In another of what Google calls their “spring cleaning” announcements, the web/mobile/media/social/search giant revealed more services are getting the axe, including their personalized homepage, iGoogle.
“With modern apps that run on platforms like Chrome and Android, the need for iGoogle has eroded over time, so we’ll be winding it down,” wrote Matt Eichner, GM of Global Enterprise Search. Users have until November 1, 2013, to export their data, but the mobile version will be retired July 31 of this month.
The imminent death of iGoogle, he wrote, is part of their need to focus (that’s an understatement) and comes after 30 other products have closed or been folded into other Google services since last fall. And there are already plenty of complaints from upset iGoogle users, Search Engine Roundtable reported.
The iGoogle service, officially announced in 2007, allows users to create a personalized dashboard with “gadgets” such as headlines, weather, games, movie showtimes, and more. The personalized home page debuted two years before that and was touted as Google’s fastest growing product in 2006.

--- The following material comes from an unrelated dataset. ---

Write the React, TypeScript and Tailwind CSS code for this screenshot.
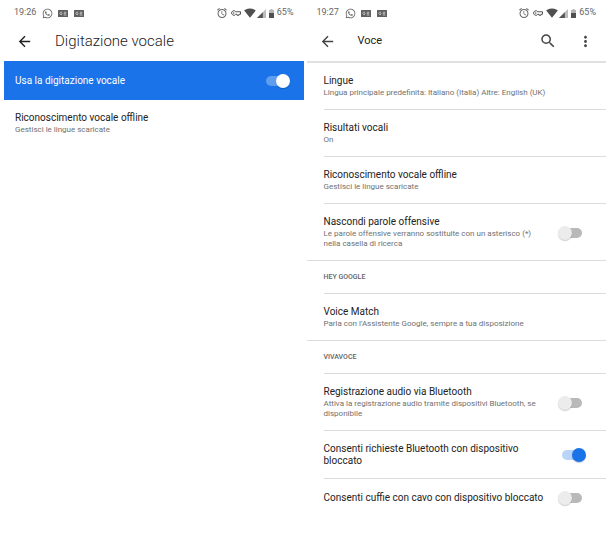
import { useId } from "react";
import { FaWhatsapp } from "react-icons/fa";
import {
    MdArrowBack,
    MdMoreVert,
    MdOutlineAlarm,
    MdSearch,
    MdSignalWifi4Bar,
} from "react-icons/md";

type Setting = {
    title: string;
    detail?: string;
    on?: boolean;
};

type Section = {
    heading?: string;
    settings: Setting[];
};

const sections: Section[] = [
    {
        settings: [
            {
                title: "Lingue",
                detail: "Lingua principale predefinita: Italiano (Italia) Altre: English (UK)",
            },
            { title: "Risultati vocali", detail: "On" },
            {
                title: "Riconoscimento vocale offline",
                detail: "Gestisci le lingue scaricate",
            },
            {
                title: "Nascondi parole offensive",
                detail: "Le parole offensive verranno sostituite con un asterisco (*) nella casella di ricerca",
                on: false,
            },
        ],
    },
    {
        heading: "HEY GOOGLE",
        settings: [
            {
                title: "Voice Match",
                detail: "Parla con l'Assistente Google, sempre a tua disposizione",
            },
        ],
    },
    {
        heading: "VIVAVOCE",
        settings: [
            {
                title: "Registrazione audio via Bluetooth",
                detail: "Attiva la registrazione audio tramite dispositivi Bluetooth, se disponibile",
                on: false,
            },
            {
                title: "Consenti richieste Bluetooth con dispositivo bloccato",
                on: true,
            },
            {
                title: "Consenti cuffie con cavo con dispositivo bloccato",
                on: false,
            },
        ],
    },
];

function NewsBadge() {
    return (
        <svg viewBox="0 0 20 14" className="h-[7px] w-[10px]">
            <rect width="20" height="14" rx="1" fill="#5f5f5f" />
            <path
                d="M8 5A2.5 2.5 0 1 0 8.500 7.500H6.500M11.500 4.500H17M11.500 7.300H16M11.500 10H17"
                fill="none"
                stroke="#e4e4e4"
                strokeWidth="1.400"
            />
        </svg>
    );
}

function KeyIcon() {
    return (
        <svg
            viewBox="0 0 20 12"
            className="h-[6px] w-[10px]"
            fill="none"
            stroke="#555"
            strokeWidth="2"
        >
            <path d="M9.500 3.500A4.500 4.500 0 1 0 9.500 8.500H12V10.500H16V8.500H19V3.500Z" />
            <circle cx="5.500" cy="6" r="1.500" fill="#555" stroke="none" />
        </svg>
    );
}

function SignalIcon() {
    return (
        <svg viewBox="0 0 20 20" className="size-[9px]">
            <path d="M20 0V20H0Z" fill="#bdbdbd" />
            <path d="M13 7V20H0Z" fill="#555" />
        </svg>
    );
}

function BatteryIcon() {
    return (
        <svg viewBox="0 0 10 18" className="h-[9px] w-[5px]">
            <path d="M3 0H7V2H10V8H0V2H3Z" fill="#b5b5b5" />
            <path d="M0 8H10V18H0Z" fill="#505050" />
        </svg>
    );
}

function StatusBar({ time }: { time: string }) {
    return (
        <div className="flex h-[26px] items-center px-[10px] text-[9px] text-[#666]">
            <span>{time}</span>
            <div className="ml-[6px] flex items-center gap-[6px]">
                <FaWhatsapp size={11} className="-mr-px" />
                <NewsBadge />
                <NewsBadge />
            </div>
            <div className="ml-auto flex items-center gap-[3px]">
                <MdOutlineAlarm size={12} />
                <KeyIcon />
                <MdSignalWifi4Bar size={12} color="#505050" className="-mr-[2px]" />
                <SignalIcon />
                <BatteryIcon />
                <span>65%</span>
            </div>
        </div>
    );
}

function Switch({ id, on, light }: { id: string; on: boolean; light?: boolean }) {
    return (
        <input
            id={id}
            type="checkbox"
            role="switch"
            defaultChecked={on}
            className={
                "relative h-[14px] w-7 shrink-0 cursor-pointer appearance-none before:absolute before:inset-x-1 before:inset-y-[2px] before:rounded-full after:absolute after:top-0 after:left-0 after:size-[14px] after:rounded-full after:shadow-[0_1px_1px_rgba(0,0,0,0.2)] checked:after:left-[14px] " +
                (light
                    ? "before:bg-white/30 after:bg-white"
                    : "before:bg-[#b9b9b9] after:bg-[#ececec] checked:before:bg-[#b9d4f8] checked:after:bg-[#1a73e8]")
            }
        />
    );
}

function SettingRow({ title, detail, on }: Setting) {
    const id = useId();
    const text = (
        <>
            <span className="block text-[10px] leading-3 text-[#222]">{title}</span>
            {detail && (
                <span className="mt-px block pr-2 text-[8px] leading-[10px] text-[#707070]">
                    {detail}
                </span>
            )}
        </>
    );

    if (on === undefined) {
        return (
            <button className="block w-full cursor-pointer pt-3 pb-[11px] text-left">
                {text}
            </button>
        );
    }

    return (
        <div className="flex items-center gap-2 pt-3 pr-5 pb-[11px]">
            <label htmlFor={id} className="flex-1 cursor-pointer">
                {text}
            </label>
            <Switch id={id} on={on} />
        </div>
    );
}

function DictationScreen() {
    return (
        <main className="min-w-0 flex-1">
            <StatusBar time="19:26" />
            <header className="flex h-[35px] items-center gap-[22px] px-3 pb-[5px] text-[#222]">
                <button aria-label="Indietro" className="cursor-pointer">
                    <MdArrowBack size={17} />
                </button>
                <h1 className="text-[15px] font-light">Digitazione vocale</h1>
            </header>
            <div className="flex h-[39px] items-center justify-between bg-[#1a73e8] pr-[14px] pl-[11px]">
                <label
                    htmlFor="dictation"
                    className="cursor-pointer text-[10px] text-white"
                >
                    Usa la digitazione vocale
                </label>
                <Switch id="dictation" on light />
            </div>
            <div className="pl-[11px]">
                <SettingRow
                    title="Riconoscimento vocale offline"
                    detail="Gestisci le lingue scaricate"
                />
            </div>
        </main>
    );
}

function VoiceScreen() {
    return (
        <main className="min-w-0 flex-1">
            <StatusBar time="19:27" />
            <header className="flex h-[37px] items-center border-b-2 border-[#e0e0e0] px-3 pb-[5px] text-[#444]">
                <button aria-label="Indietro" className="cursor-pointer">
                    <MdArrowBack size={17} />
                </button>
                <h1 className="ml-[22px] flex-1 text-[11px] text-[#222]">Voce</h1>
                <button aria-label="Cerca" className="cursor-pointer">
                    <MdSearch size={18} />
                </button>
                <button aria-label="Altre opzioni" className="ml-5 cursor-pointer">
                    <MdMoreVert size={17} />
                </button>
            </header>
            {sections.map((section, index) => (
                <section
                    key={index}
                    className="border-b border-[#dcdcdc] last:border-b-0"
                >
                    <div className="ml-[17px] divide-y divide-[#dcdcdc]">
                        {section.heading && (
                            <h2 className="py-[11px] text-[7px] leading-[10px] font-medium text-[#5f6368]">
                                {section.heading}
                            </h2>
                        )}
                        {section.settings.map((setting) => (
                            <SettingRow key={setting.title} {...setting} />
                        ))}
                    </div>
                </section>
            ))}
        </main>
    );
}

export default function App() {
    return (
        <div className="flex min-h-screen gap-[3px] bg-white px-1 font-[Roboto,sans-serif]">
            <DictationScreen />
            <VoiceScreen />
        </div>
    );
}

Also on the chopping block this time around:
- Google Mini: The intranet search appliance capable of indexing up to 300,000 documents for small to mid-sized businesses is being discontinued, as of July 31. Those already using Minis will continue to get tech support for the duration of their contracts. “We’re discontinuing the product because its functionality can be better provided by products like Google Search Appliance, Google Site Search and Google Commerce Search,” Eichner wrote.
- Google Talk Chatback: Google is shutting down their Google Talk website widget in favor of the Meebo bar. This makes sense, considering Google recently paid somewhere in the neighborhood of $100 million to acquire social platform Meebo.
- Google’s Symbian Search App: The search app for Symbian smartphones is another casualty, though Google did not release a firm closing date, only saying it will be retiring “soon.”
- Google Video: Though it’s been dead in the water since Google stopped allowing new uploads back in 2009, content from Google’s original video site hasn’t yet been migrated to YouTube. On August 20, 2012, Google will make that move with any remaining videos. Users will be able to access their former Google Videos in the YouTube video manager; all videos will be set to private as the default once they’re migrated over.